1) PR is in the interest of small marginal and fringe parties. As a party like the Lib Dems grows more popular, and approaches the vote-share band within which the logic of a less-proportional system may work in its favour, its vested interest in the imagined cosmic justice of PR diminishes.

2) The democratic logic of PR requires that it be passed by voter referendum, which makes it easy for parties that are in power or close to power under less-proportional representation to thwart it. (This is something else we know about here in Canada.) PR proponents have a multitude of schemes to offer, making it hard for any one particular scheme to win a referendum; and the more truly proportional any scheme is, the less easy it is to explain to voters.

3) All voting systems involve ethical tradeoffs. A more proportional election scheme must inevitably involve less geographic fine-grainedness; that’s what you get with large multi-member ridings. And a fully proportional election scheme requires the use of ordered party slates, and the election of deputies who are answerable to no geographic base, no particular group of voters, at all.

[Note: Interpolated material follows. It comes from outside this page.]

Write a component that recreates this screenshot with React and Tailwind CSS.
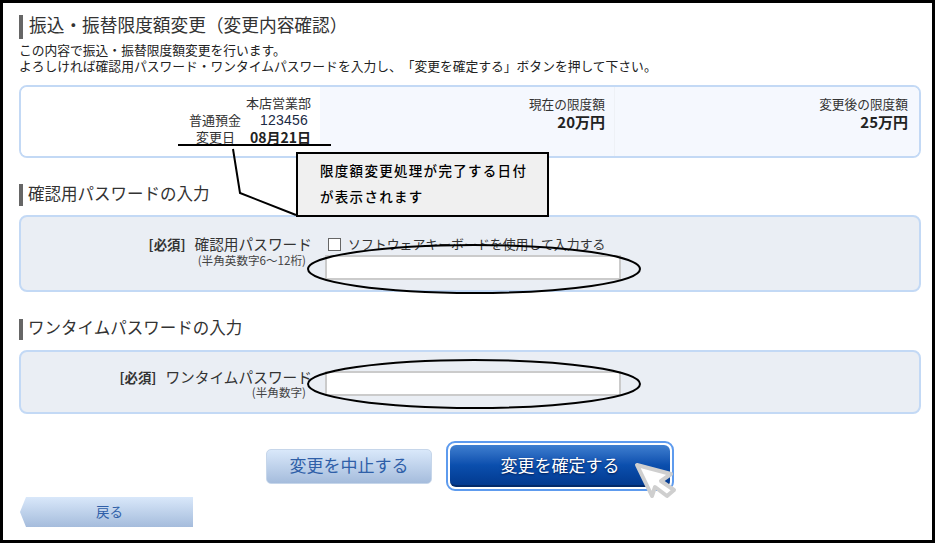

The Lib Dem position on election reform almost seems to tack on a 3b) here, since the party is also in favour of voter recall of MPs. How can, say, multi-member constituencies be reconciled with such a thing? By design, STV in ridings with x members would produce some members with support from only about 1/x of the riding’s voters. Giving minority and fringe candidates the benefit of proportionality implies that you’re ultimately letting some of them in, somehow. But as soon as Udolpho Hilter of the Kill-the-Immigrants Party is sworn in with one-sixth or one-eighth of a regional vote, wouldn’t he be vulnerable to recall by the overwhelming majority of the region that doesn’t want him? And don’t you then need to have a by-election for the vacated single seat, inevitably re-introducing national-scale disproportionality to your precious perfect wedding cake of democracy?